How to Profit From Option Pain


It has been proposed from some investment and options trading websites that stocks tend to move towards the Option Pain level as expiration hour approaches and is most predominant in high volume stocks (these are again claims that have yet to be rigorously tested or proven.). Essentially, if you know what price a stock will end up and when, there is almost an endless number of options trading strategies that you can use to take advantage of it. If the Option Pain level is higher than the stock price right now, you could use a Bull Call Spread by buying the At The Money call options and then sell the Out Of The Money call option slightly above or at the Option Pain price. Conversely, if the Option Pain level is lower than the stock price right now, you could use a Bear Put Spread using the same logic. Naked call write and put write at the strike price slightly above or below the Option Pain price works as well.

In fact, it is possible to profit using any of the 3 styles of options trading.



Testing Option Pain


Option Pain has been tested on the most heavily traded stocks over the past couple of years generating no statistically significant proof that stock prices behave as proposed. The tested stocks actually end up outside of the Maximum Option Pain zone most of the time by a significant margin.



Option Pain Conclusion


Option Pain is a very interesting theory, proposing a very interesting use for Open Interest derived from options trading.

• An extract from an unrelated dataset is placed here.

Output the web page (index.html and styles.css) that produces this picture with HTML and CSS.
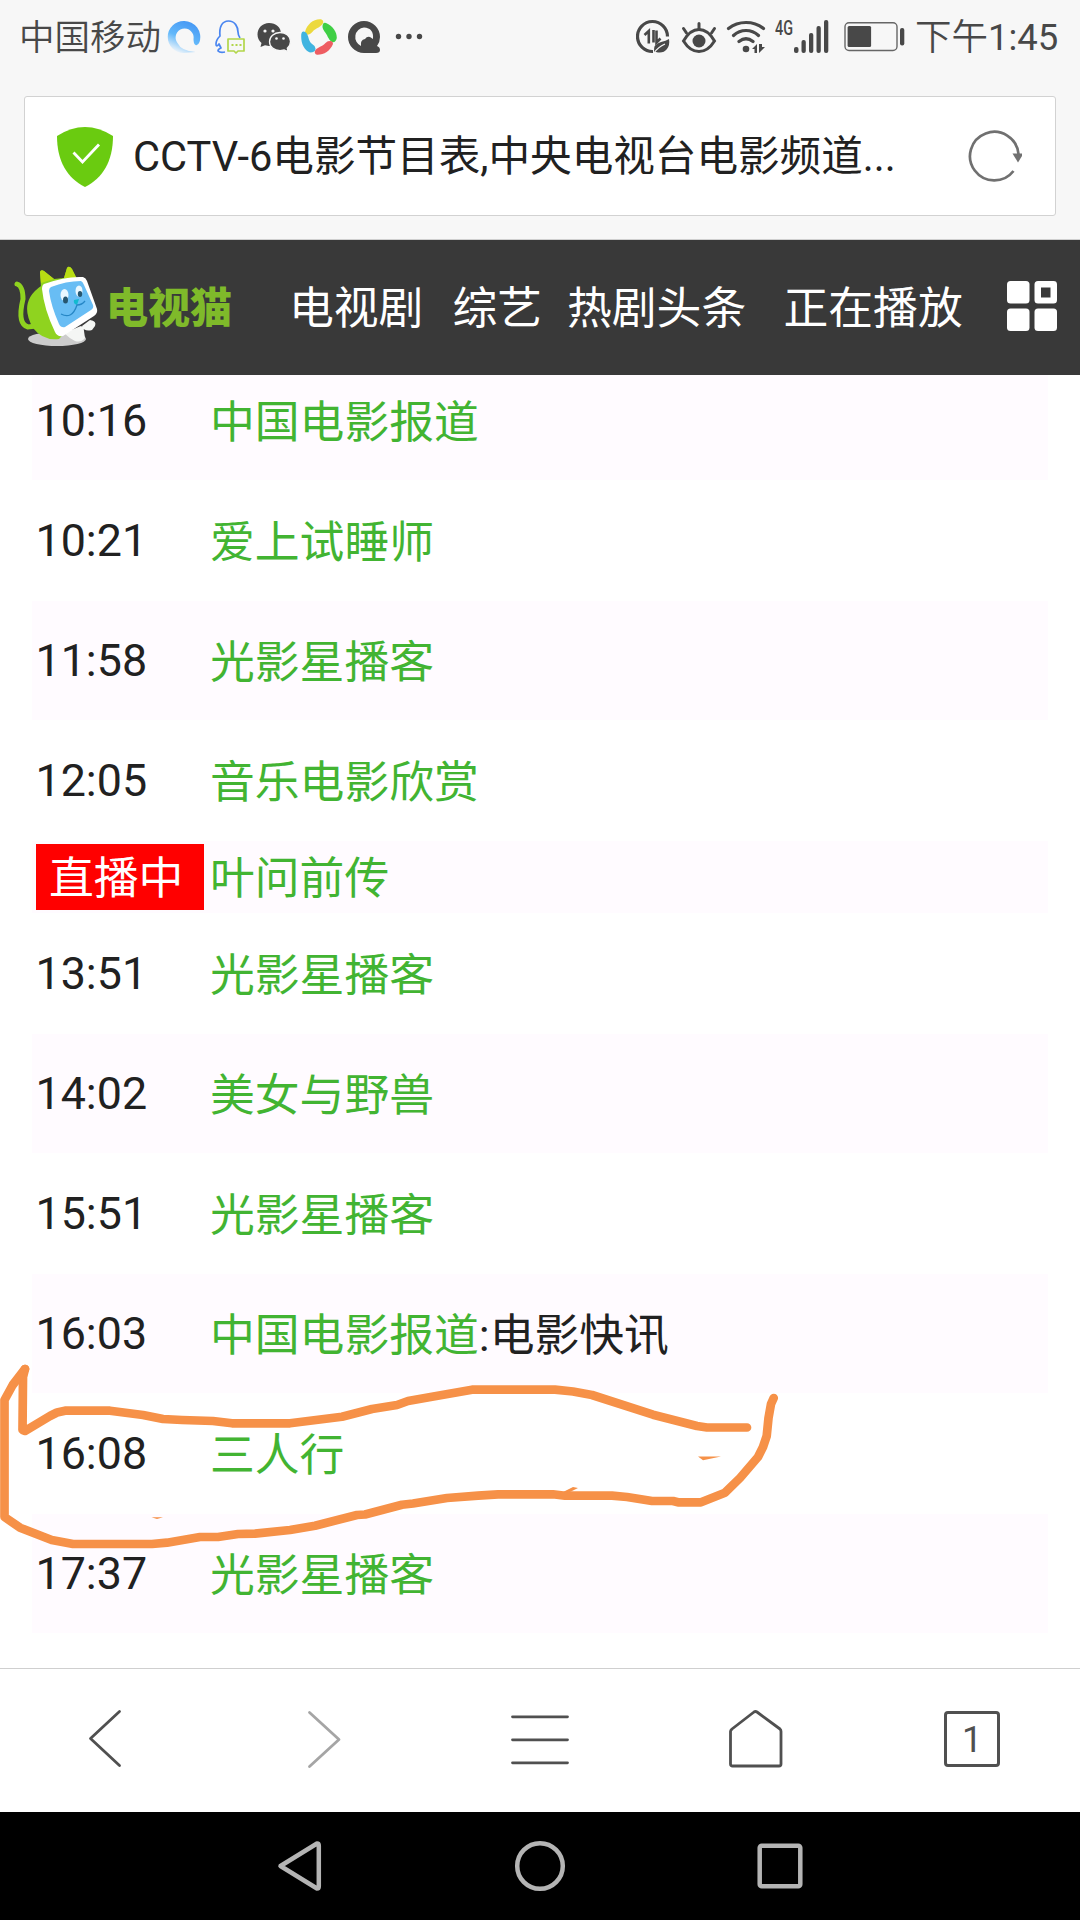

Even though it has no firm fundamental logic nor has it generated any consistent results that can be empirically proven for options trading, it is no doubt a good attempt at deriving more useful information about future stock prices from the concept of Open Interest. Options Trading has really changed the technical analysis landscape quite a bit with that extra parameter. We would advise caution in attempting to use Option Pain in your options trading. This tutorial does not seek to credit or discredit Option Pain in anyway but to list out objectively its pros and cons in order to make you options trading safer.